Does the editor run a sideline in pasta imports or a concession for Amaretti biscotti? No, but he does have a fondness for Italian food which dates back to a revelatory moment in his teens when a couple of days spent with an Italian family taught him that there was more to food than the need-to-refuel impulse bred from too many visits to his boarding school canteen.
Despite not speaking a word of Italian, I found meals at that family's table very special, totally unpretentious and full of honest, simple flavours and textures. A golden coming-of-age moment which has never left me.
Which explains why I home into Italian restaurants like a pigeon to its loft - a sort of culinary comfort blanket. And why, on a chilly March Monday evening, the Warnes were sitting in Latino's restaurant in Richmond's Trinity Church Square.
Sad to report, it did not recreate that Damascene teenage moment.
The restaurant is on the first floor and reached by a chilly passageway and stairs leading to the small bar and dining area which, on our arrival, was as chilly as the passageway.
Gratifyingly, it was almost half-full which for a Monday evening out-of-season is good going.
We ignored the rather tawdry decor which brought to mind the set of BBC sitcom in an Italian restaurant in the Seventies. To the best of my knowledge there wasn't a Seventies BBC sitcom set in an Italian restaurant, but if there had been this is what it would have looked like. Chianti bottles and plastic grapes adorned the ceiling, paper cloths the tables
The patron, Des Rivera, is Italian bonhomie personified, much given to joining in with Dean Martin on the background music.
The starters we ordered were very good. Minestrone soup (£3.50 from the main, very extensive, menu) and a small portion of penne pasta with pancetta, spicy sausage and oodles of garlic (£3.50) were very hot which helped to take the chill off proceedings.
The soup was a veritable pot-pourri of fresh vegetables which had retained their separate identity and taste.
The pasta was truly al dente, which is not, surprisingly, always the case in Italian establishments and complemented by the slight crunchiness of the bacon and spicy sausage sauce.
If only the same technique had been brought to bear on our main courses.

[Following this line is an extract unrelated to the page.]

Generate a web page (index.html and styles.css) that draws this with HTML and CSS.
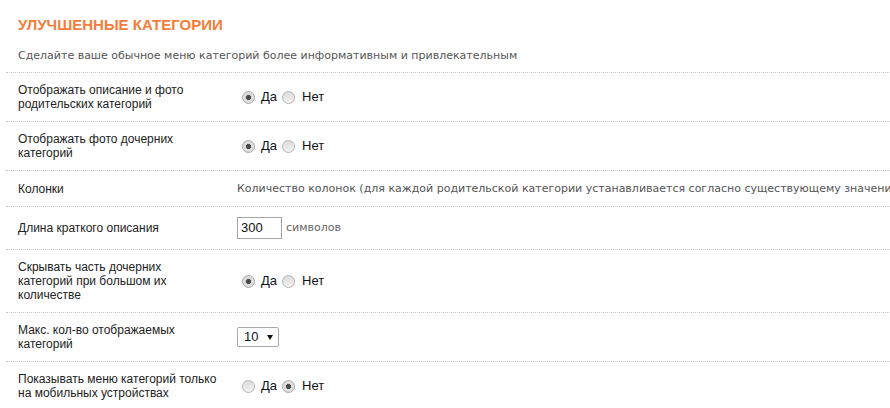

The fillet steak and the piece of chicken were perfectly acceptable pieces of meat but sadly ruined by their accompanying sauces.
The steak, which was almost rare rather than the medium as ordered, was drowned in what the menu described as a mushroom, onion and Barolo sauce(£15.95). Barolo is a fine deep red wine, arguably one of Italy's best, but there was very little of it in the sauce, which should have been muscular as Mike Tyson but had all the force and impact of that funny little man who advertises those sink-cleaning products on the television.
The cream, garlic, white wine and rosemary sauce which accompanied the chicken(£9.95) was similarly bland and glutinous. Both, horror of horrors, appeared to have been made with cornflour or some sort of proprietory thickening agent or cook-in sauce.
I finished with an Amaretto Parfait, a ice cream and biscuit confection which was rather spoilt by the lumps of squirty UHT cream which came with it.
On the plus side, the coffees were excellent, as was the half-bottle of house red, a very good Montepulciano for £5.50. Looking around us at what other diners were eating, we noted a particularly appetising plate-full of anti-pasta and some good-looking pizzas. Perhaps we got our choices wrong.
Latino's would be excellent for a quick bite of pasta or pizza at lunchtime. Unfortunately, it is only open in the evenings.
The bill came to just over £50, with a large part of that made up of the disappointing main courses. If we'd called it quits after the starters it would have been good value.